**WRITTEN INSTRUCTION**:
Omitting the pictures, copy exactly each line from the one containing "Output the component" up to and including the one containing "import React from".
start DATA EXTRACT
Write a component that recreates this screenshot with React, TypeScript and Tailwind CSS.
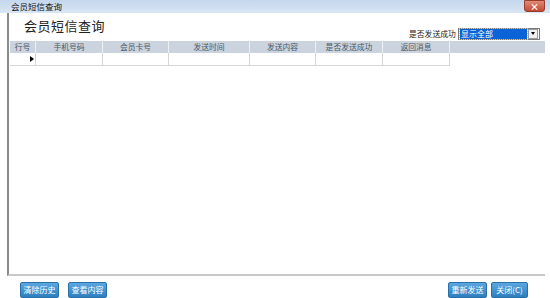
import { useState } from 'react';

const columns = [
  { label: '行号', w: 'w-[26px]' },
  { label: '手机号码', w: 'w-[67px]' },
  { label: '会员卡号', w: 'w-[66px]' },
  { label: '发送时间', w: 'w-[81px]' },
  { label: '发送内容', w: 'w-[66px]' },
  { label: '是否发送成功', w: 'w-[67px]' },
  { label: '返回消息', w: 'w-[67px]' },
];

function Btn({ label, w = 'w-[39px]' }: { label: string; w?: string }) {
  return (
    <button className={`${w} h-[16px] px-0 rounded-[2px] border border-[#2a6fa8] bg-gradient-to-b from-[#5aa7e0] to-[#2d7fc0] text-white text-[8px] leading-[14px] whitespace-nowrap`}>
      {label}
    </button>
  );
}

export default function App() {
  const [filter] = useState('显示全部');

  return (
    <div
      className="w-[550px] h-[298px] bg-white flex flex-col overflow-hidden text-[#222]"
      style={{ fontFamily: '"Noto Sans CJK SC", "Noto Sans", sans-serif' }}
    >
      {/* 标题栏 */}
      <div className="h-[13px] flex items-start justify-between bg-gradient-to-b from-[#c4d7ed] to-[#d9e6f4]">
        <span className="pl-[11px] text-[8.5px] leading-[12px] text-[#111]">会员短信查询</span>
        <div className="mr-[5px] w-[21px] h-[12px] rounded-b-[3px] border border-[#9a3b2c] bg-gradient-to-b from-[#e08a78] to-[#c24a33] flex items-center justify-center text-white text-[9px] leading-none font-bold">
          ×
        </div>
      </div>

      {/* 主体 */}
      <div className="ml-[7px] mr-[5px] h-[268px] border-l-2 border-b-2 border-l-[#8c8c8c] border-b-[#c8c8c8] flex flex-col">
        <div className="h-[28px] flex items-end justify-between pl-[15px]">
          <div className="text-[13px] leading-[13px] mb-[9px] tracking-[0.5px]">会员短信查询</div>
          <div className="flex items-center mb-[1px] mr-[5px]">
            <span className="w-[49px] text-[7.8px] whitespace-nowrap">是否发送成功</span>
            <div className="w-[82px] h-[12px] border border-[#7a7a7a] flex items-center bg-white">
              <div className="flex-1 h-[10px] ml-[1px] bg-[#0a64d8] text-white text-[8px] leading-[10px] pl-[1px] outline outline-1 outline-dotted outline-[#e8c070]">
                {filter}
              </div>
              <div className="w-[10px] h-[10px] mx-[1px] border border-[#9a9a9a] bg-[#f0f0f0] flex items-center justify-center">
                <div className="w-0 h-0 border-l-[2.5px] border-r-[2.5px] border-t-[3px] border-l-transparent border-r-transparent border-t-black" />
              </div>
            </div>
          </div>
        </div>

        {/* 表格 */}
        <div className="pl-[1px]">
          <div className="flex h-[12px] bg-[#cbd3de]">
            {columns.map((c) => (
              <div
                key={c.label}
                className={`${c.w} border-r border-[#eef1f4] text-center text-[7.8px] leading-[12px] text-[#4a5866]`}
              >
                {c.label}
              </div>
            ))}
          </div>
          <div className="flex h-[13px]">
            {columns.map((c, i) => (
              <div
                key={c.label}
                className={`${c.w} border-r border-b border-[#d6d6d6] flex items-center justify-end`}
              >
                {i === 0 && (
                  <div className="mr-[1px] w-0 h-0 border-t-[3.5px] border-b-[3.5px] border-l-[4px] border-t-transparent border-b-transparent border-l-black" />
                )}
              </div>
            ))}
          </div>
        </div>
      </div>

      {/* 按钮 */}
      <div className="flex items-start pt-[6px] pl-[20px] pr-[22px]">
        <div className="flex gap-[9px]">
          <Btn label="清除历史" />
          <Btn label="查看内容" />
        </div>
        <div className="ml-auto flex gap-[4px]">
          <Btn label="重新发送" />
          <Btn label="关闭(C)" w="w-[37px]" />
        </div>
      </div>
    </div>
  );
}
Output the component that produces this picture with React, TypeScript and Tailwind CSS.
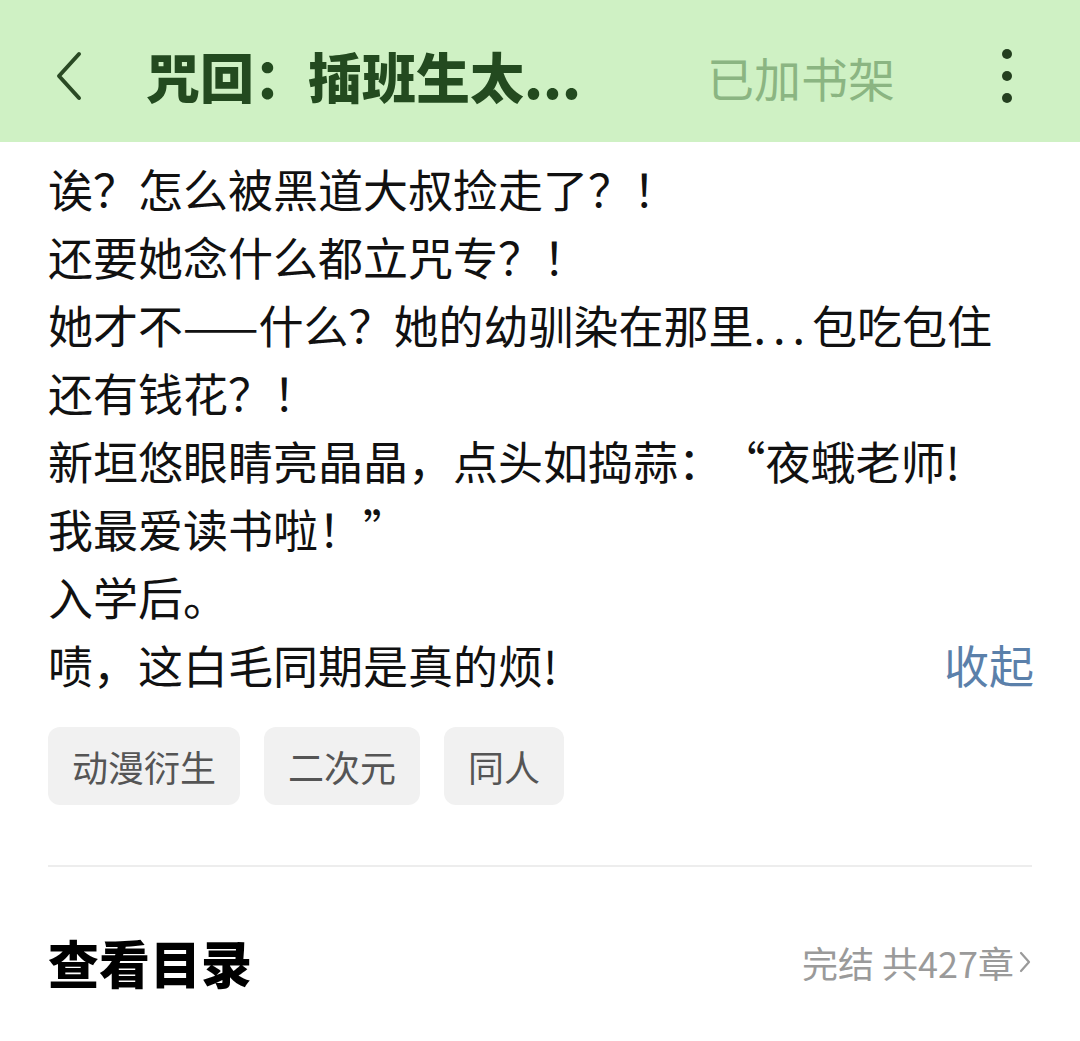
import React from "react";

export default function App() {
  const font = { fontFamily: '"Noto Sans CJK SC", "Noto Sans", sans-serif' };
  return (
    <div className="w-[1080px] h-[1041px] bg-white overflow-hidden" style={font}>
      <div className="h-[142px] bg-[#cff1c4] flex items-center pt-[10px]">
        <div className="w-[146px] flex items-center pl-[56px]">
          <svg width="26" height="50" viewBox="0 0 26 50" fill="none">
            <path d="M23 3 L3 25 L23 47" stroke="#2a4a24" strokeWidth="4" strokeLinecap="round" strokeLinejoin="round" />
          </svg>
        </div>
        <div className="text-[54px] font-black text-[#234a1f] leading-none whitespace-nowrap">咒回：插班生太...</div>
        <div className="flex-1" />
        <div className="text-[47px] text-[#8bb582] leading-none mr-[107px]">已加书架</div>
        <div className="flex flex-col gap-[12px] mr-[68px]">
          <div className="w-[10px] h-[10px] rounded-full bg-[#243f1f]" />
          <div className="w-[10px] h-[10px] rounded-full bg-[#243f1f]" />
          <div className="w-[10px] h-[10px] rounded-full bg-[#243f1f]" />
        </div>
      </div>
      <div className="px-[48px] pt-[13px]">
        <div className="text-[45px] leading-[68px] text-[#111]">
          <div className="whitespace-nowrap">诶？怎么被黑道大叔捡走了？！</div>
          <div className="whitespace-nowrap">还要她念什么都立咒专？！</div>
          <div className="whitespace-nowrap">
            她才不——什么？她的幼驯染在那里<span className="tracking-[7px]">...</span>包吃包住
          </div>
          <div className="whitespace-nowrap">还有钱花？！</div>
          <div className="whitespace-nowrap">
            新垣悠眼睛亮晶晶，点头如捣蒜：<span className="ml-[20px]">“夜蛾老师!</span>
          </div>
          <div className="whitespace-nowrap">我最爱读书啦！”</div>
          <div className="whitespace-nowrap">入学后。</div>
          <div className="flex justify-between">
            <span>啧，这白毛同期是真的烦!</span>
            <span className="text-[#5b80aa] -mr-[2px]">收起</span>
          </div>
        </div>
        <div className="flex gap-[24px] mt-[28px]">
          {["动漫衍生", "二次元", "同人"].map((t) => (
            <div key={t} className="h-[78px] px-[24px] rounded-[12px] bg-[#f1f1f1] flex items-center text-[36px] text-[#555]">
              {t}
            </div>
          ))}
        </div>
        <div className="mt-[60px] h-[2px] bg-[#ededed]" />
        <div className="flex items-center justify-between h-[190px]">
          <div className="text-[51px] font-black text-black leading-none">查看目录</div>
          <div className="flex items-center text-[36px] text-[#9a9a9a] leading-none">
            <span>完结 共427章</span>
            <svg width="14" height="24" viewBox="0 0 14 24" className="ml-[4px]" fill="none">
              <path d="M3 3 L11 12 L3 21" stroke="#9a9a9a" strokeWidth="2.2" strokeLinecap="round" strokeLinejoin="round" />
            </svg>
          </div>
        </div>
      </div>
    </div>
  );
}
end DATA EXTRACT
**WRITTEN SOLUTION**:
Output the component that produces this picture with React, TypeScript and Tailwind CSS.
import React from "react";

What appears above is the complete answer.